Sailing back to the future
In September 2020, following tests with a 7m model, the consortium unveiled the Oceanbird concept design. At 200m long and 40m wide, she will be the largest sailing vessel ever built, with 80m-tall sails giving her a height above the water line of 105m. Those sails, which resemble aircraft wings, are likely to be built from aluminum, steel and composite materials and will be capable of ‘reefing’, i.e. retracting. The vessel will take about 12 days to make an Atlantic crossing (compared with eight days by a conventionally powered PCTC), and will also have a backup engine to ensure timely arrival for port slots, as well as for maneuverability.
“Regarding the engine, we’re looking at several fuel options, including LNG and biofuels, and synthetics such as LBG, hydrogen and ammonia. We’ll choose the most environmentally friendly option,” explains naval architect Carl Fagergren, Wallenius Marine’s ship design and new-building project manager. “We’ve yet to pick a specific engine manufacturer, though we are talking with established suppliers.”

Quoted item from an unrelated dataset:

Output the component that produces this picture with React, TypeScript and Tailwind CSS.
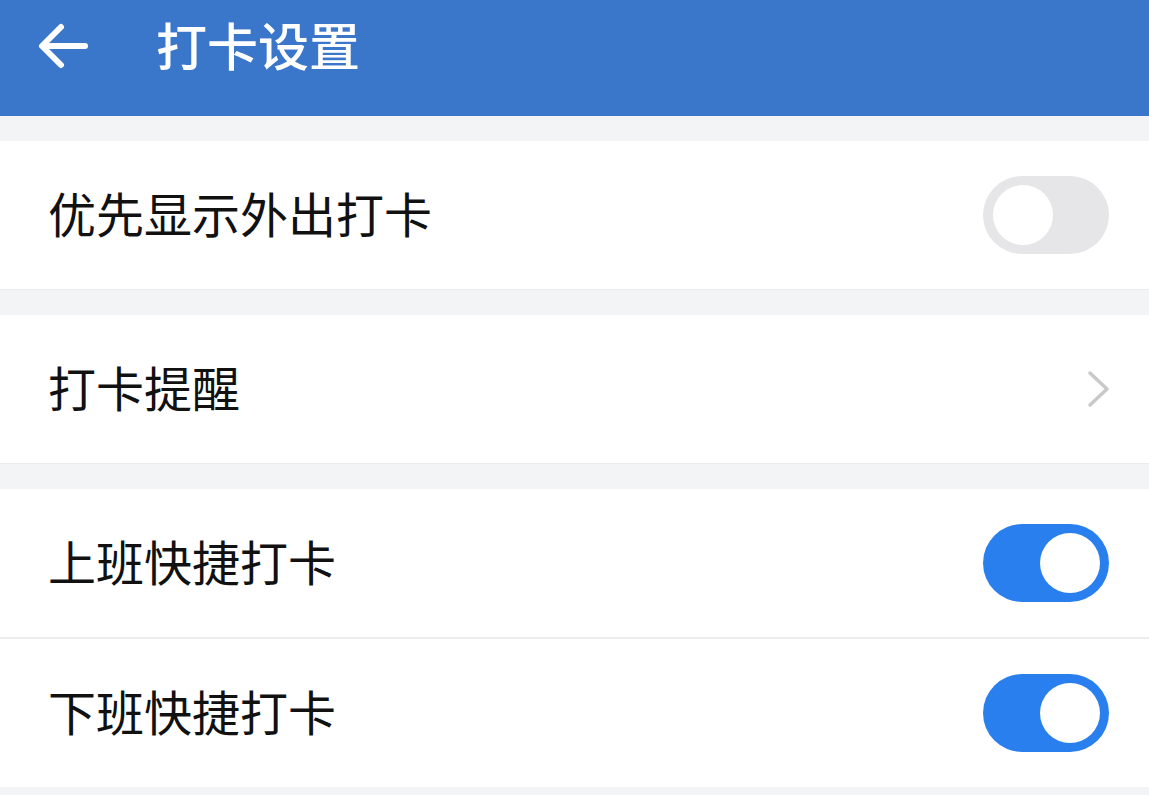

In light of the International Maritime Organization’s 2050 target to cut climate-changing emissions from shipping by half (from 2008 levels), Fagergren adds, “At the moment, we state that the vessel will cut emissions by 90%, but our goal is zero emissions. Our vision is to lead the way toward truly sustainable shipping, and by that we mean that shipping should not leave a negative mark on the environment, nor on humans, but it should provide a reasonable economic return.”
Though the first vessel is on order, Fagergren notes that, “The experiments with the 7m model have confirmed that our design works as intended. But many more thorough tests are coming, and we may discover things that require a design change.”
“We carried out the model sea trials outside Stockholm, in an inlet from the Baltic Sea, and we also tested indoors with a further 7m model in a tow tank in Gothenburg,” adds Oceanbird commercialization vice president Richard Jeppsson. “We also have plans to mount and test a full-size wing sail on land, but when and where has not yet been decided.”
“The consortium partnership is absolutely key,” explains Wallenius Marine naval architect Carl-Johan Söder. “Between SSPA’s knowledge of model testing and advanced fluid dynamics calculations, KTH’s expertise in problem solving, and our design and logistical experience, I think we’re onto a winner.”
The design will be finalized by Wallenius Marine and classified by DNV, and is on schedule to be ready this year, or by early 2022, Jeppsson confirms. “The vessel will need something like 18 crew members, depending on regulations for safe manning, which we will investigate in the future. Selection of a shipyard to build it will be a procurement process in line with regular new-builds – no pre-qualification or preliminary choices have been made.
“We’re currently investigating other types of vessel that will be suitable for this wind power technology, and trying to interest shipping companies to place an order too,” Jeppsson continues. “We can’t specify anything yet, but stay tuned!”
Supplier demand
The sail provider has not been confirmed and, as Fagergren notes, that process could involve more than one supplier.
“I can say that there will be one wing control system [WCS] per wing and one vessel control system [VCS]. The systems are not integrated, but work together: the five WCS send information to the VCS about each wing status and position, as well as information from various sensors; for example, temperature, wind speed, wind direction, propulsion force and heeling moment. The VCS uses that information to calculate the optimal course and speed, as well as the setting on the wings, propulsion machinery, rudder and more.”
“At 80m tall, the sails are a first and there are likely to be different pressures at different points on them, contributing to the load distribution,” says Mikael Razola, Wallenius Marine’s Oceanbird sailtech project manager. “One is the ground boundary layer, where typically the wind speed increases with height. This effect is, however, rather small due to the height of the wings above the water surface. Another effect is due to the hull presence, which influences inflow. We’re working with different technical systems to cope with the inflow characteristics.”
The hull has been designed for a large sailing cargo vessel, with further developments stemming from that, including speed, steering technology, hull shape and appearance, and design and construction of the rigging.
“It’s a mix of aerodynamic and shipbuilding technology,” Razola says. “Full use of wind power’s potential depends on understanding the mutual interaction between the hull and sails, from the large-scale flow situation to the detailed interaction effect between the hull and wing sail. This is something that has been carefully considered in the design.
“As for safety systems,” Razola continues, “there are several interacting, in order to make the vessel and wing system safe to operate under all conditions. These range from system and hardware redundancies, to sail reefing strategies and technology, the use of weather routing, real-time monitoring systems, and more.”
Next up for the concept, confirms Wallenius Wilhelmsen CEO Craig Jasienski, is application of the company’s extensive ro-ro knowledge to the detailed design of the vessel’s features, and a comprehensive viability evaluation.
“Orcelle Wind is an important step on the journey toward zero emissions, but will also need to prove its commercial viability,” he says. “We have had positive signals from customers such as BMW, Volvo and Mercedes-Benz. Success here will be heavily dependent on partnerships with customers and whether there is market commitment to adopting radical, innovative measures to drastically reduce the environmental footprint of outbound supply chains.”